Hope you guys get it......lmao



This man pulls up to a farm wanting to buy a pig. He sees the farmer outside and speaks with him.

The farmer says, "I sell em by the pound", and calls his little boy.
The boy comes running out of the barn and stands right next to the pigs.

Farmer says, "Pick one"

The man looks at the pigs and points to a plump one.The boy extends his arms out, opens his mouth and picks the pig up by the tail.

"8 pounds", the boy mumbles.

The man looks at him funny and points to another.Again, the boy picks the pig up by the tail with his mouth.

"10 pounds", the boy mumbles.

The man looks at him in disbelief and points to another.The boy again picks the pig by the tail with his mouth.

"15 pounds" the boy mumbles.

The man looks at the farmer and says, "How in the world can your boy know that?"

Farmer says, "Family trade, it's been passed down for generations" and pulls out a scale from the barn.The Farmer weighs each pig and sure enough the boy's weights were accurate.

The man looks at the Farmer in disbelief and says, "ok, I'll take the 15 pound pig, how much will it be?"

The Farmer points him to his house and says, "the wife's inside, she handles the pricing". 

So the man walks into the house and comes storming out.
Panting he says," I'll come back later". 

The Farmer looks at the man and asks, "What's the matter?
>
>
>
>
The man panting says, " I'm sorry but your wife is in there weighing some man.:lips: :lol: :lips: :lol: :lips: :lol: :lol: :lol:


----------



## cwk (Nov 24, 2000)

A ham sandwich walks into a bar ,plops down on a stool and says "bartender 
gimmie a beer". The bartender replies
"Sorry buddy we don't serve food."


A horse walks into a bar and sits down.
The bartender comes up to him and asks
" So why the long face?" 



Sorry I couldn't help myself.


----------



## tinman (Jul 26, 2002)

omg......for some reason.....that one just cracked me up......*falls off chair laughing*:lol: :lol: :lol: :lol: :lol: :lol: :lol: :lol:


----------



## katbalou (Nov 21, 2001)

and now for a little true life food humor:
KILLER BISCUITS WANTED for ATTEMPTED MURDER (the actual AP Headline)


Linda Burnett, 23, a resident of San Diego, was visiting her
in-laws and
while there, she went to a nearby supermarket to pick up some
groceries.


Several people noticed her sitting in her car with the windows
rolled up
and with her eyes closed, with both hands behind the back of
her head.


One customer who had been at the store for a while became
concerned and
walked over to the car.
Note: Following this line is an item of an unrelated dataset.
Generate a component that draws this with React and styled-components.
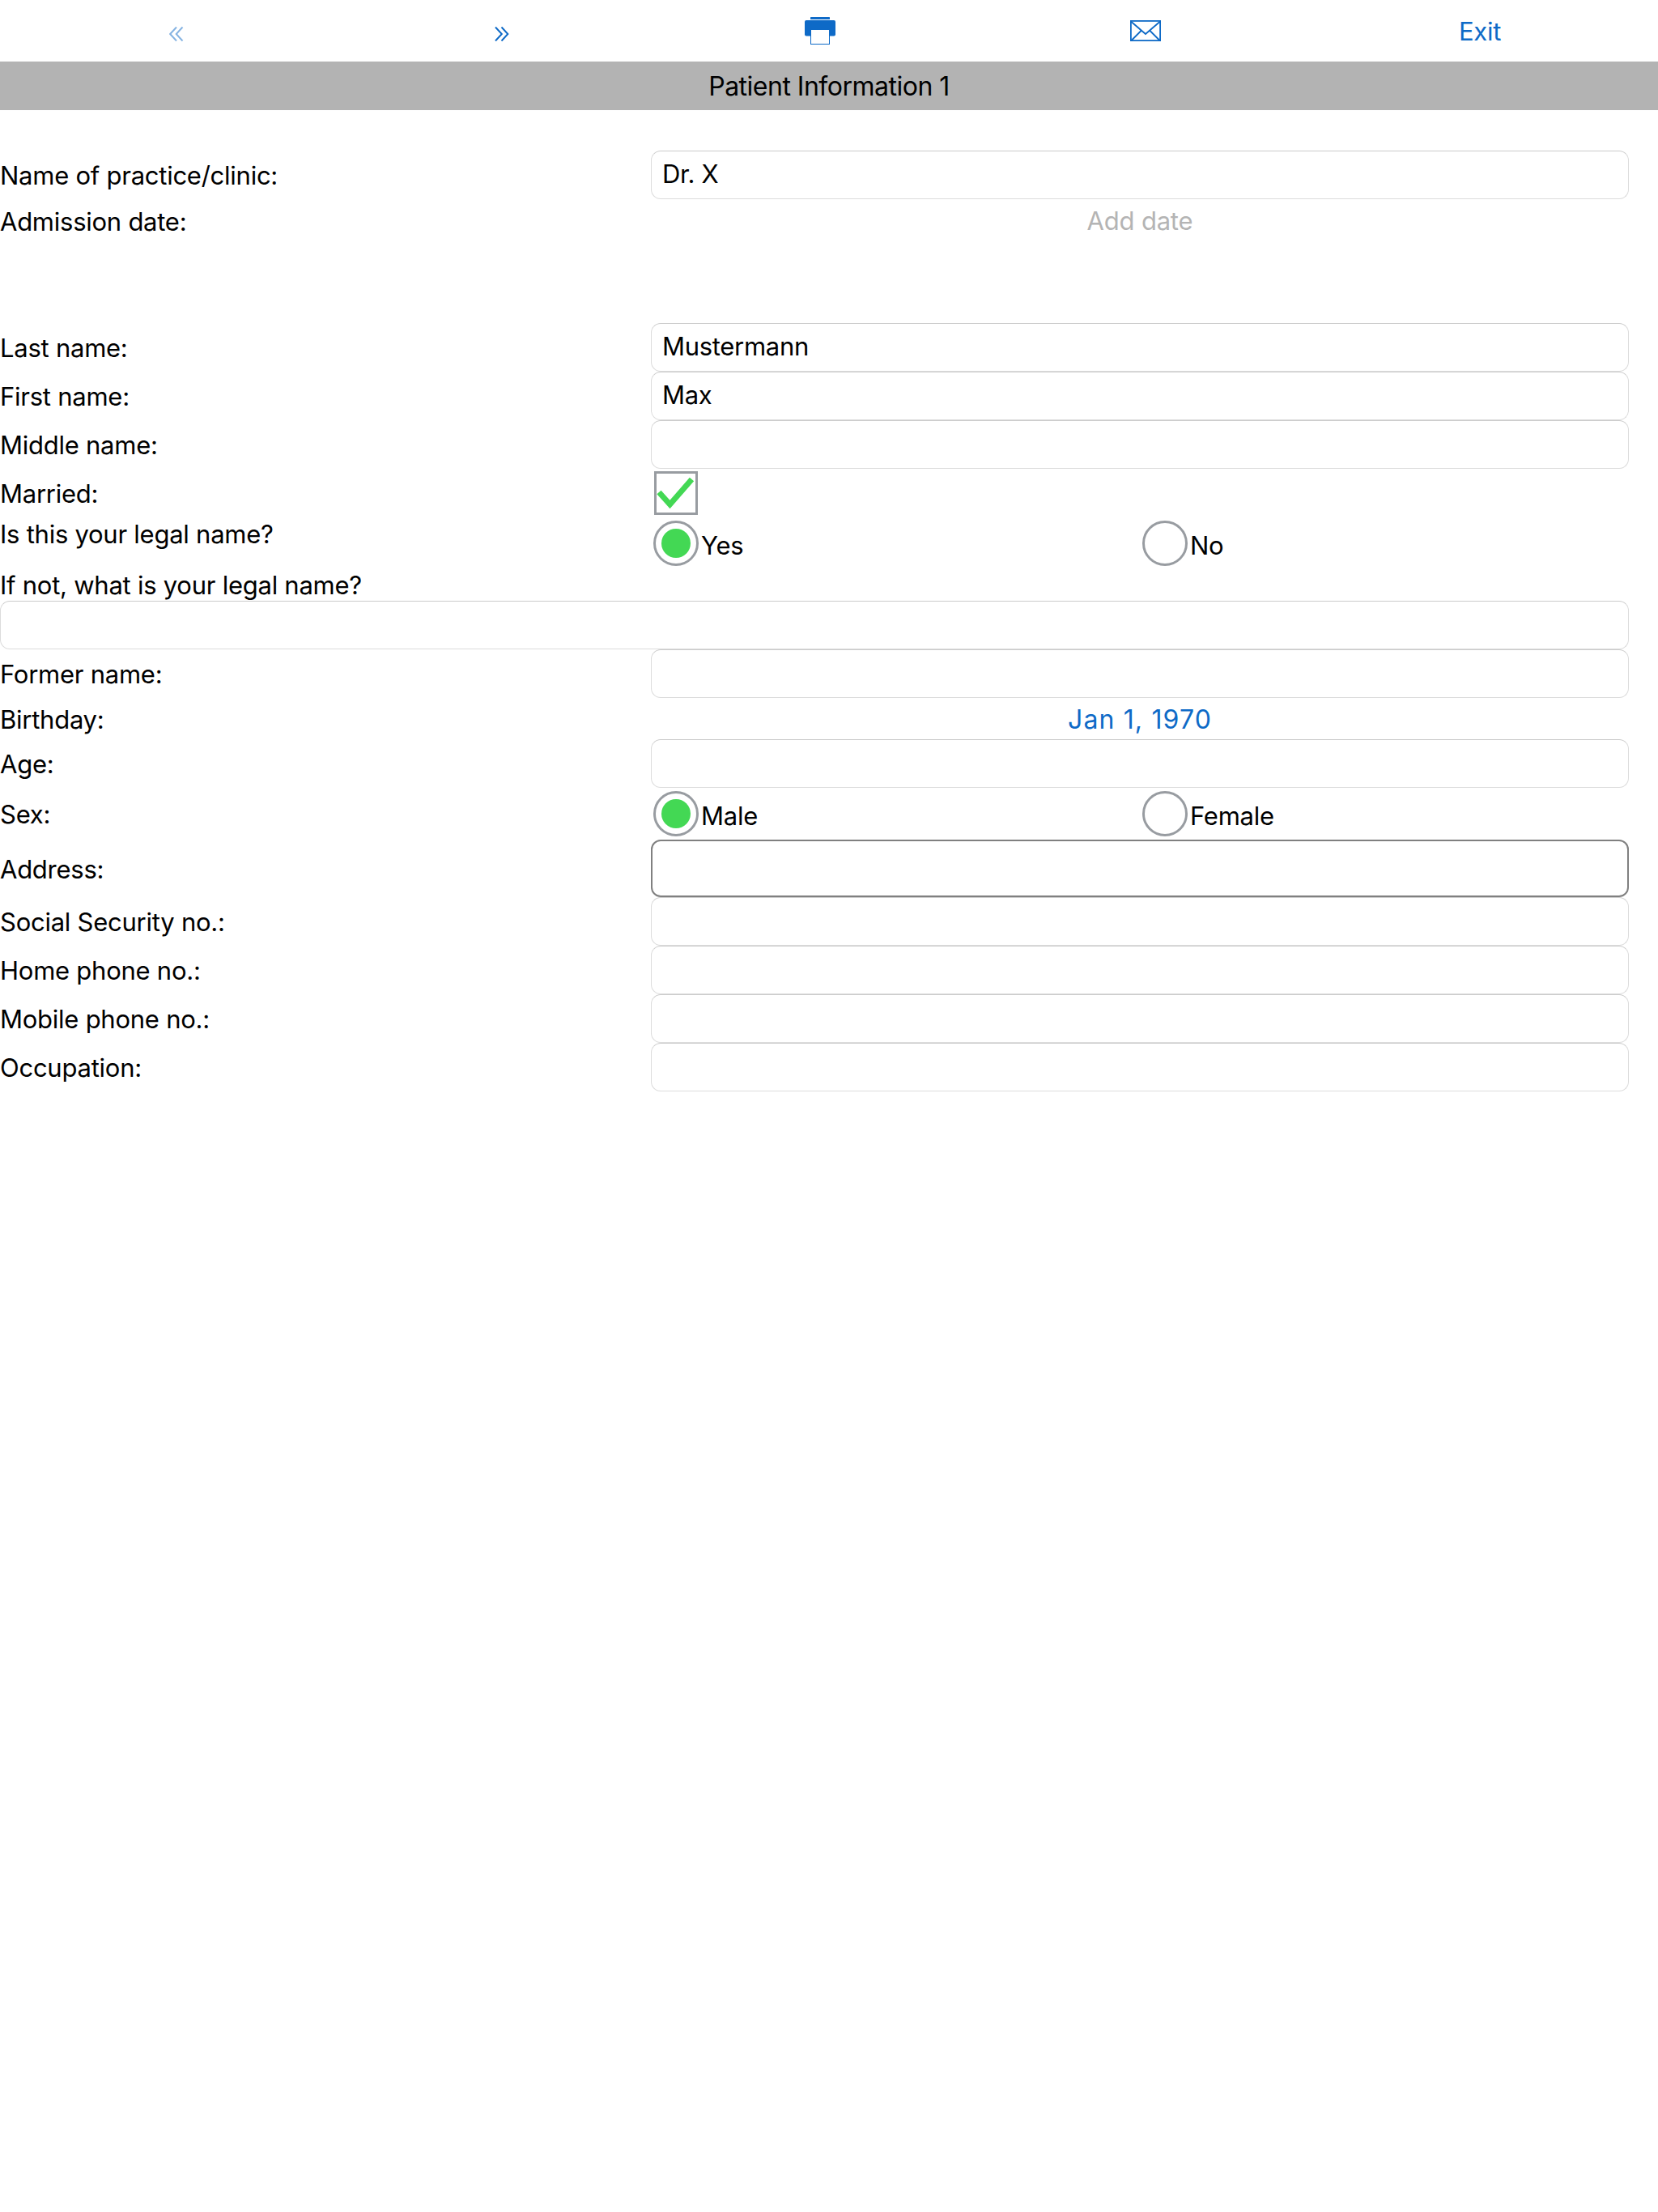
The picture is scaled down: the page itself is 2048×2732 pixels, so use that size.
import React from 'react';
import styled, { createGlobalStyle } from 'styled-components';

const GlobalStyle = createGlobalStyle`
  html, body {
    margin: 0;
    padding: 0;
    background: #fff;
  }
  body {
    font-family: Inter, "Noto Sans", "Liberation Sans", sans-serif;
    font-size: 31px;
    letter-spacing: -0.25px;
    color: #000;
  }
`;

const BLUE = '#0e6ac7';
const GREEN = '#43d854';

const Page = styled.main`
  width: 2048px;
  min-height: 2732px;
  background: #fff;
`;

const Toolbar = styled.nav`
  display: grid;
  grid-template-columns: 436px 368px 418px 386px 440px;
  height: 76px;
  align-items: center;
  justify-items: center;
`;

const ToolButton = styled.button`
  display: flex;
  align-items: center;
  justify-content: center;
  padding: 0;
  margin-top: ${(p) => p.$mt || 0}px;
  border: 0;
  background: none;
  font: inherit;
  letter-spacing: inherit;
  color: ${BLUE};
  opacity: ${(p) => (p.$dim ? 0.5 : 1)};
`;

const TitleBar = styled.h1`
  display: flex;
  align-items: center;
  justify-content: center;
  height: 60px;
  margin: 0 0 50px;
  background: #b3b3b3;
  font-size: 32px;
  font-weight: 400;
  letter-spacing: -0.5px;
`;

const Row = styled.div`
  display: grid;
  grid-template-columns: 804px 1208px;
  height: ${(p) => p.$h || 60}px;
  margin-bottom: ${(p) => p.$mb || 0}px;
  align-items: center;
`;

const Label = styled.label`
  display: block;
  align-self: ${(p) => (p.$top ? 'start' : 'center')};
  padding-top: ${(p) => (p.$top ? 2 : 1)}px;
  white-space: nowrap;
`;

const Field = styled.div`
  box-sizing: border-box;
  display: flex;
  align-items: center;
  width: ${(p) => (p.$wide ? '2012px' : '1208px')};
  height: ${(p) => p.$h || 60}px;
  padding: 0 13px 3px;
  background: #fff;
  border: ${(p) => (p.$active ? '2px solid #808080' : '1px solid #dcdcdc')};
  border-top-color: ${(p) => (p.$active ? '#808080' : '#cbcbcb')};
  border-radius: 12px;
  font-size: 31px;
  letter-spacing: -0.3px;
`;

const DateValue = styled.div`
  text-align: center;
  padding-top: ${(p) => (p.$empty ? 0 : 2)}px;
  font-size: ${(p) => (p.$empty ? 31 : 32)}px;
  letter-spacing: ${(p) => (p.$empty ? -0.2 : 1.15)}px;
  color: ${(p) => (p.$empty ? '#b4b4b4' : BLUE)};
`;

const CheckBox = styled.div`
  box-sizing: border-box;
  width: 54px;
  height: 54px;
  margin-left: 4px;
  border: 3px solid #989ca1;
  svg {
    display: block;
  }
`;

const RadioGroup = styled.div`
  display: grid;
  grid-template-columns: 604px 604px;
  align-items: center;
`;

const RadioOption = styled.div`
  display: flex;
  align-items: center;
  gap: 3px;
  padding-left: 3px;
`;

const RadioCircle = styled.span`
  box-sizing: border-box;
  flex: none;
  display: flex;
  align-items: center;
  justify-content: center;
  width: 56px;
  height: 56px;
  border: 3px solid #989ca1;
  border-radius: 50%;
  &::after {
    content: '';
    display: ${(p) => (p.$on ? 'block' : 'none')};
    width: 36px;
    height: 36px;
    border-radius: 50%;
    background: ${GREEN};
  }
`;

const RadioText = styled.span`
  position: relative;
  top: 2px;
`;

const LegalLabel = styled.div`
  display: flex;
  align-items: center;
  height: 39px;
`;

const ChevronsLeft = () => (
  <svg width="18" height="18" viewBox="0 0 18 18" fill="none" stroke={BLUE} strokeWidth="2">
    <path d="M9 0.5 L1.2 9 L9 17.5" />
    <path d="M16.5 0.5 L8.7 9 L16.5 17.5" />
  </svg>
);

const ChevronsRight = () => (
  <svg width="18" height="18" viewBox="0 0 18 18" fill="none" stroke={BLUE} strokeWidth="2">
    <path d="M1 0.5 L8.8 9 L1 17.5" />
    <path d="M8.5 0.5 L16.3 9 L8.5 17.5" />
  </svg>
);

const PrinterIcon = () => (
  <svg width="38" height="34" viewBox="0 0 38 34">
    <rect x="7" y="0" width="24" height="3" rx="0.5" fill={BLUE} />
    <rect x="0" y="4" width="38" height="19.5" rx="2" fill={BLUE} />
    <rect x="7.5" y="15.5" width="23" height="18" fill="#fff" stroke={BLUE} />
  </svg>
);

const MailIcon = () => (
  <svg width="38" height="26" viewBox="0 0 38 26" fill="none" stroke={BLUE} strokeWidth="1.8">
    <rect x="0.9" y="0.9" width="36.2" height="24.2" />
    <path d="M1 1.5 L19 17 L37 1.5" />
    <path d="M1.5 25 L14 12.5 M36.5 25 L24 12.5" />
  </svg>
);

const CheckMark = () => (
  <svg width="48" height="48" viewBox="0 0 48 48" fill="none" stroke={GREEN} strokeWidth="7">
    <path d="M3 23 L16.5 38 L43.5 7" />
  </svg>
);

const Radio = ({ on, children }) => (
  <RadioOption>
    <RadioCircle $on={on} />
    <RadioText>{children}</RadioText>
  </RadioOption>
);

const App = () => {
  return (
    <Page>
      <GlobalStyle />
      <Toolbar>
        <ToolButton $dim $mt={7}><ChevronsLeft /></ToolButton>
        <ToolButton $mt={7}><ChevronsRight /></ToolButton>
        <ToolButton><PrinterIcon /></ToolButton>
        <ToolButton><MailIcon /></ToolButton>
        <ToolButton>Exit</ToolButton>
      </Toolbar>
      <TitleBar>Patient Information 1</TitleBar>

      <Row>
        <Label>Name of practice/clinic:</Label>
        <Field>Dr. X</Field>
      </Row>
      <Row $h={53} $mb={100}>
        <Label>Admission date:</Label>
        <DateValue $empty>Add date</DateValue>
      </Row>

      <Row>
        <Label>Last name:</Label>
        <Field>Mustermann</Field>
      </Row>
      <Row>
        <Label>First name:</Label>
        <Field>Max</Field>
      </Row>
      <Row>
        <Label>Middle name:</Label>
        <Field />
      </Row>
      <Row>
        <Label>Married:</Label>
        <CheckBox><CheckMark /></CheckBox>
      </Row>
      <Row $h={64}>
        <Label $top>Is this your legal name?</Label>
        <RadioGroup>
          <Radio on>Yes</Radio>
          <Radio>No</Radio>
        </RadioGroup>
      </Row>
      <LegalLabel>If not, what is your legal name?</LegalLabel>
      <Field $wide />
      <Row>
        <Label>Former name:</Label>
        <Field />
      </Row>
      <Row $h={51}>
        <Label>Birthday:</Label>
        <DateValue>Jan 1, 1970</DateValue>
      </Row>
      <Row>
        <Label>Age:</Label>
        <Field />
      </Row>
      <Row $h={64}>
        <Label>Sex:</Label>
        <RadioGroup>
          <Radio on>Male</Radio>
          <Radio>Female</Radio>
        </RadioGroup>
      </Row>
      <Row $h={71}>
        <Label>Address:</Label>
        <Field $h={71} $active />
      </Row>
      <Row>
        <Label>Social Security no.:</Label>
        <Field />
      </Row>
      <Row>
        <Label>Home phone no.:</Label>
        <Field />
      </Row>
      <Row>
        <Label>Mobile phone no.:</Label>
        <Field />
      </Row>
      <Row>
        <Label>Occupation:</Label>
        <Field />
      </Row>
    </Page>
  );
};

export default App;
He noticed that Linda's eyes were now
open, and
she looked very strange. He asked her if she was okay, and
Linda replied
that she'd been shot in the back of the head, and had been
holding her
brain in for over an hour. The man called the paramedics, who
broke into
the car because the doors were locked and Linda refused to
remove her
hands from her head.


When they finally got in, they found that Linda had a wad of
bread stuck
to the back of her head. A Pillsbury biscuit canister had
exploded from
the heat, making a loud noise that sounded like a gunshot, and
the wad of
dough hit her in the back of her head. When she reached back
to find out
what it was, she felt the dough and thought it was her brains.


She initially passed out, but quickly recovered and tried to
hold her
brains in for over an hour until someone noticed and came to
her aid.


----------



## phatch (Mar 29, 2002)

Sorry, the biscuit thing is an urban legend. Never happened. No evidence, no witnesses.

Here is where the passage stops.